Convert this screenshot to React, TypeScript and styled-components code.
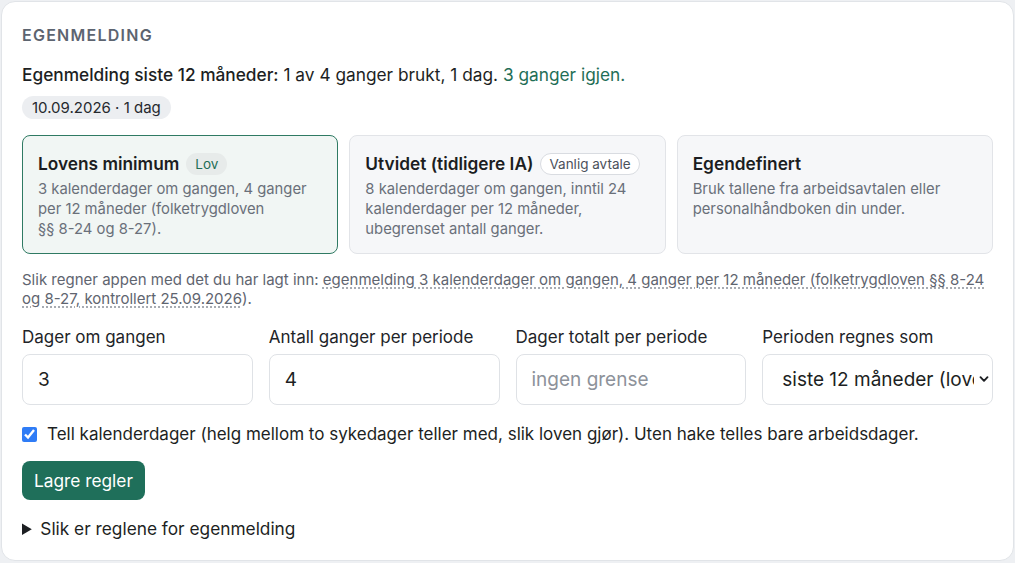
import * as React from 'react'
import styled, { createGlobalStyle } from 'styled-components'

const GlobalStyle = createGlobalStyle`
    html, body {
        margin: 0;
        padding: 0;
        background: #eef0f3;
    }
    body {
        font-family: Inter, "Noto Sans", "Liberation Sans", sans-serif;
        color: #1d1f23;
        -webkit-font-smoothing: antialiased;
    }
`

const Panel = styled.section`
    box-sizing: border-box;
    margin: 1px;
    width: 1013px;
    height: 560px;
    background: #ffffff;
    border: 1px solid #e1e4e8;
    border-radius: 14px;
    padding: 20px 20px 0 20px;
`

const Heading = styled.h2`
    margin: 0;
    font-size: 16px;
    font-weight: 600;
    letter-spacing: 1.25px;
    text-transform: uppercase;
    color: #5d6470;
    line-height: 26px;
`

const Summary = styled.p`
    margin: 14px 0 0 0;
    font-size: 17.3px;
    line-height: 26px;
    color: #1d1f23;

    strong {
        font-weight: 500;
    }
`

const Remaining = styled.span`
    color: #1f6e56;
`

const PillRow = styled.div`
    display: flex;
    margin-top: 8px;
`

const Pill = styled.span`
    padding: 0 10px;
    height: 23px;
    line-height: 23px;
    border-radius: 12px;
    background: #eceef1;
    font-size: 15px;
    color: #26292e;
`

const Options = styled.div`
    display: grid;
    grid-template-columns: repeat(3, 1fr);
    gap: 11px;
    margin-top: 16px;
`

const Option = styled.div<{ active?: boolean }>`
    box-sizing: border-box;
    height: 119px;
    border-radius: 8px;
    border: 1px solid ${({ active }) => (active ? '#2f7a63' : '#e2e4e8')};
    background: ${({ active }) => (active ? '#f1f6f4' : '#f6f7f9')};
    padding: 15px 15px 0 15px;
`

const OptionTitle = styled.div`
    display: flex;
    align-items: center;
    gap: 7px;
    font-size: 17.3px;
    font-weight: 600;
    line-height: 26px;
    color: #1b1d21;
`

const Badge = styled.span<{ outline?: boolean }>`
    box-sizing: border-box;
    font-size: 13.5px;
    font-weight: 400;
    height: 22px;
    line-height: 20px;
    padding: 0 8px;
    border-radius: 11px;
    color: ${({ outline }) => (outline ? '#4b515b' : '#1f6e56')};
    background: ${({ outline }) => (outline ? '#ffffff' : '#e7ebea')};
    border: 1px solid ${({ outline }) => (outline ? '#d9dce1' : 'transparent')};
`

const OptionText = styled.p`
    margin: 2px 0 0 0;
    font-size: 14.8px;
    line-height: 20px;
    color: #6a707a;
`

const NoWrap = styled.span`
    white-space: nowrap;
`

const Explain = styled.p`
    margin: 16px 0 0 0;
    font-size: 15px;
    line-height: 19px;
    color: #5f6570;
`

const Dotted = styled.span`
    text-decoration: underline dotted #8a9099;
    text-underline-offset: 3px;
`

const Fields = styled.div`
    display: grid;
    grid-template-columns: repeat(4, 1fr);
    gap: 16px;
    margin-top: 18px;
`

const Field = styled.label`
    display: flex;
    flex-direction: column;
    gap: 6px;
    font-size: 17px;
    line-height: 22px;
    color: #222428;
`

const Input = styled.input`
    box-sizing: border-box;
    height: 51px;
    width: 100%;
    border: 1px solid #dfe2e6;
    border-radius: 8px;
    background: #ffffff;
    padding: 0 15px;
    font-family: inherit;
    font-size: 19px;
    color: #1d1f23;
    outline: none;

    &::placeholder {
        color: #8d929a;
    }
`

const SelectWrap = styled.div`
    position: relative;
`

const Select = styled.select`
    box-sizing: border-box;
    appearance: none;
    height: 51px;
    width: 100%;
    border: 1px solid #dfe2e6;
    border-radius: 8px;
    background: #ffffff;
    padding: 0 18px 0 19px;
    font-family: inherit;
    font-size: 19px;
    color: #1d1f23;
    outline: none;
`

const Chevron = styled.svg`
    position: absolute;
    right: 4px;
    top: 20px;
    width: 10px;
    height: 10px;
    padding-left: 1px;
    background: #ffffff;
    pointer-events: none;
`

const CheckRow = styled.label`
    display: flex;
    align-items: center;
    gap: 10px;
    margin-top: 18px;
    font-size: 17px;
    line-height: 22px;
    color: #1d1f23;

    input {
        margin: 0;
        width: 15px;
        height: 15px;
        accent-color: #2f7cf6;
    }
`

const SaveButton = styled.button`
    display: block;
    margin-top: 16px;
    height: 39px;
    padding: 0 12px;
    border: none;
    border-radius: 8px;
    background: #1f6f5a;
    color: #ffffff;
    font-family: inherit;
    font-size: 17.3px;
`

const Details = styled.details`
    margin-top: 18px;
    font-size: 17.3px;
    line-height: 22px;
    color: #1d1f23;

    summary {
        cursor: pointer;
    }
`

const App: React.FC = () => {
    return (
        <>
            <GlobalStyle />
            <Panel>
                <Heading>Egenmelding</Heading>
                <Summary>
                    <strong>Egenmelding siste 12 måneder:</strong> 1 av 4 ganger brukt, 1 dag.{' '}
                    <Remaining>3 ganger igjen.</Remaining>
                </Summary>
                <PillRow>
                    <Pill>10.09.2026 · 1 dag</Pill>
                </PillRow>

                <Options>
                    <Option active>
                        <OptionTitle>
                            Lovens minimum <Badge>Lov</Badge>
                        </OptionTitle>
                        <OptionText>
                            3 kalenderdager om gangen, 4 ganger per 12 måneder (folketrygdloven{' '}
                            <NoWrap>§§ 8-24</NoWrap> og 8-27).
                        </OptionText>
                    </Option>
                    <Option>
                        <OptionTitle>
                            Utvidet (tidligere IA) <Badge outline>Vanlig avtale</Badge>
                        </OptionTitle>
                        <OptionText>
                            8 kalenderdager om gangen, inntil 24 kalenderdager per 12 måneder, ubegrenset
                            antall ganger.
                        </OptionText>
                    </Option>
                    <Option>
                        <OptionTitle>Egendefinert</OptionTitle>
                        <OptionText>
                            Bruk tallene fra arbeidsavtalen eller personalhåndboken din under.
                        </OptionText>
                    </Option>
                </Options>

                <Explain>
                    Slik regner appen med det du har lagt inn:{' '}
                    <Dotted>
                        egenmelding 3 kalenderdager om gangen, 4 ganger per 12 måneder (folketrygdloven §§
                        8-24 og 8-27, kontrollert 25.09.2026
                    </Dotted>
                    ).
                </Explain>

                <Fields>
                    <Field>
                        Dager om gangen
                        <Input defaultValue="3" />
                    </Field>
                    <Field>
                        Antall ganger per periode
                        <Input defaultValue="4" />
                    </Field>
                    <Field>
                        Dager totalt per periode
                        <Input placeholder="ingen grense" />
                    </Field>
                    <Field>
                        Perioden regnes som
                        <SelectWrap>
                            <Select defaultValue="rolling">
                                <option value="rolling">siste 12 måneder (lovens regel)</option>
                                <option value="calendar">kalenderår</option>
                            </Select>
                            <Chevron viewBox="0 0 10 10">
                                <path
                                    d="M1.5 3.2 L5 6.8 L8.5 3.2"
                                    fill="none"
                                    stroke="#1d1f23"
                                    strokeWidth="1.9"
                                    strokeLinecap="round"
                                    strokeLinejoin="round"
                                />
                            </Chevron>
                        </SelectWrap>
                    </Field>
                </Fields>

                <CheckRow>
                    <input type="checkbox" defaultChecked />
                    Tell kalenderdager (helg mellom to sykedager teller med, slik loven gjør). Uten hake telles
                    bare arbeidsdager.
                </CheckRow>

                <SaveButton>Lagre regler</SaveButton>

                <Details>
                    <summary>Slik er reglene for egenmelding</summary>
                </Details>
            </Panel>
        </>
    )
}

export default App
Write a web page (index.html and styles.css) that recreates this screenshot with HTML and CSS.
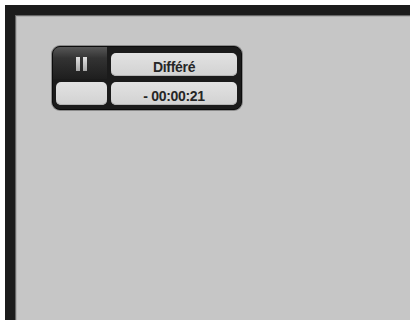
FILE: index.html
```html
<!DOCTYPE html>
<html>
<head>
<meta charset="utf-8">
<link rel="stylesheet" href="styles.css">
</head>
<body>
<div class="screen">
  <div class="osd">
    <div class="state">
      <span class="bar"></span><span class="bar"></span>
    </div>
    <div class="cell label">Différé</div>
    <div class="cell blank"></div>
    <div class="cell label">- 00:00:21</div>
  </div>
</div>
</body>
</html>
```
FILE: styles.css
```css
html, body {
  margin: 0;
  padding: 0;
  background: #ffffff;
  height: 100%;
}
.screen {
  margin: 5px 0 0 5px;
  height: calc(100% - 5px);
  box-sizing: border-box;
  border-top: 10px solid #1c1c1c;
  border-left: 10px solid #1c1c1c;
  background: #c6c6c6;
  box-shadow: inset 1px 1px 0 #666666, inset 2px 2px 0 #b0b0b0;
  padding: 31px 0 0 37px;
}
.osd {
  width: 190px;
  height: 64px;
  box-sizing: border-box;
  background: #1b1b1b;
  border: 1px solid #0c0c0c;
  border-radius: 8px;
  box-shadow: 0 0 0 1px #8a8a8a;
  padding: 6px 4px 3px 3px;
  display: grid;
  grid-template-columns: 51px 126px;
  grid-template-rows: 23px 23px;
  column-gap: 4px;
  row-gap: 6px;
}
.state {
  margin: -6px 0 -3px -3px;
  border-top-left-radius: 7px;
  background: linear-gradient(#575757 0%, #333333 35%, #1e1e1e 100%);
  display: flex;
  justify-content: center;
  align-items: center;
  gap: 3px;
  padding: 2px 0 0 2px;
}
.bar {
  width: 4px;
  height: 14px;
  background: linear-gradient(#e0e0e0, #a8a8a8);
}
.cell {
  background: linear-gradient(#e2e2e2, #d2d2d2);
  border-radius: 5px;
  box-shadow: inset 0 -1px 0 #b4b4b4;
}
.label {
  display: flex;
  align-items: center;
  justify-content: center;
  padding-top: 4px;
  box-sizing: border-box;
  font-family: "Liberation Sans", Arial, sans-serif;
  font-weight: bold;
  font-size: 14px;
  color: #262626;
  letter-spacing: -0.3px;
}
```
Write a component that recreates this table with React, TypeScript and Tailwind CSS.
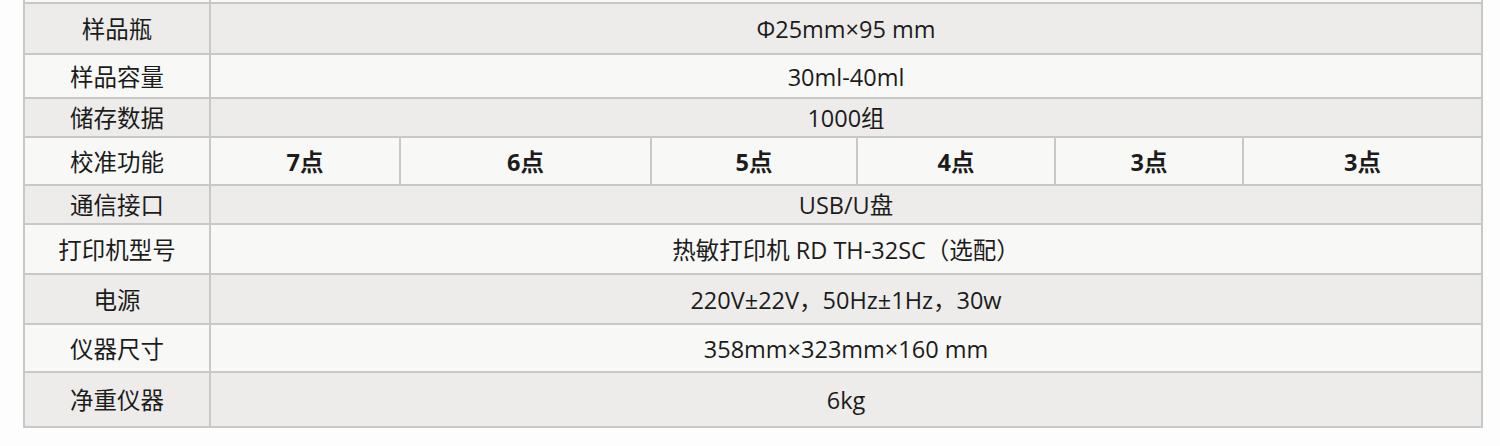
const ROWS = [
  { label: "样品瓶", value: "Φ25mm×95 mm", h: "h-[51px]", bg: "bg-[#edecea]" },
  { label: "样品容量", value: "30ml-40ml", h: "h-[44px]", bg: "bg-[#f8f8f6]" },
  { label: "储存数据", value: "1000组", h: "h-[39px]", bg: "bg-[#edecea]" },
  { label: "校准功能", value: null, h: "h-[48px]", bg: "bg-[#f8f8f6]" },
  { label: "通信接口", value: "USB/U盘", h: "h-[39px]", bg: "bg-[#edecea]" },
  { label: "打印机型号", value: "热敏打印机 RD TH-32SC（选配）", h: "h-[50px]", bg: "bg-[#f8f8f6]" },
  { label: "电源", value: "220V±22V，50Hz±1Hz，30w", h: "h-[50px]", bg: "bg-[#edecea]" },
  { label: "仪器尺寸", value: "358mm×323mm×160 mm", h: "h-[48px]", bg: "bg-[#f8f8f6]" },
  { label: "净重仪器", value: "6kg", h: "h-[53px]", bg: "bg-[#edecea]" },
];

const POINTS = [
  { text: "7点", w: "w-[190px]" },
  { text: "6点", w: "w-[251px]" },
  { text: "5点", w: "w-[206px]" },
  { text: "4点", w: "w-[198px]" },
  { text: "3点", w: "w-[188px]" },
  { text: "3点", w: "flex-1" },
];

export default function App() {
  return (
    <div className="w-[1500px] h-[446px] bg-[#fdfdfd] overflow-hidden font-['Open_Sans','Noto_Sans_CJK_SC',sans-serif] text-[23.5px] text-[#1c1c1c]">
      <div className="ml-[23px] w-[1460px] border-x-2 border-[#c8c8c6]">
        {/* tail of the previous row */}
        <div className="flex h-[2px] bg-[#f8f8f6]">
          <div className="w-[186px] border-r-2 border-[#c8c8c6]" />
        </div>
        {ROWS.map((row, i) => (
          <div
            key={row.label}
            className={`flex ${row.h} ${row.bg} border-t-2 border-[#c8c8c6] ${i === ROWS.length - 1 ? "border-b-2 box-content" : ""}`}
          >
            <div className="w-[186px] shrink-0 border-r-2 border-[#c8c8c6] flex items-center justify-center pt-[3px]">
              {row.label}
            </div>
            {row.value ? (
              <div className="flex-1 flex items-center justify-center pt-[3px]">{row.value}</div>
            ) : (
              <div className="flex-1 flex">
                {POINTS.map((p, j) => (
                  <div
                    key={j}
                    className={`${p.w} shrink-0 flex items-center justify-center pt-[3px] font-bold ${j < POINTS.length - 1 ? "border-r-2 border-[#c8c8c6]" : ""}`}
                  >
                    {p.text}
                  </div>
                ))}
              </div>
            )}
          </div>
        ))}
      </div>
    </div>
  );
}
────
→ **Stated goal**:
Look through the data above. Find each line with the string "recreates" and copy it.

→ **Output of the task**:
Write a web page (index.html and styles.css) that recreates this screenshot with HTML and CSS.
Write a component that recreates this table with React, TypeScript and Tailwind CSS.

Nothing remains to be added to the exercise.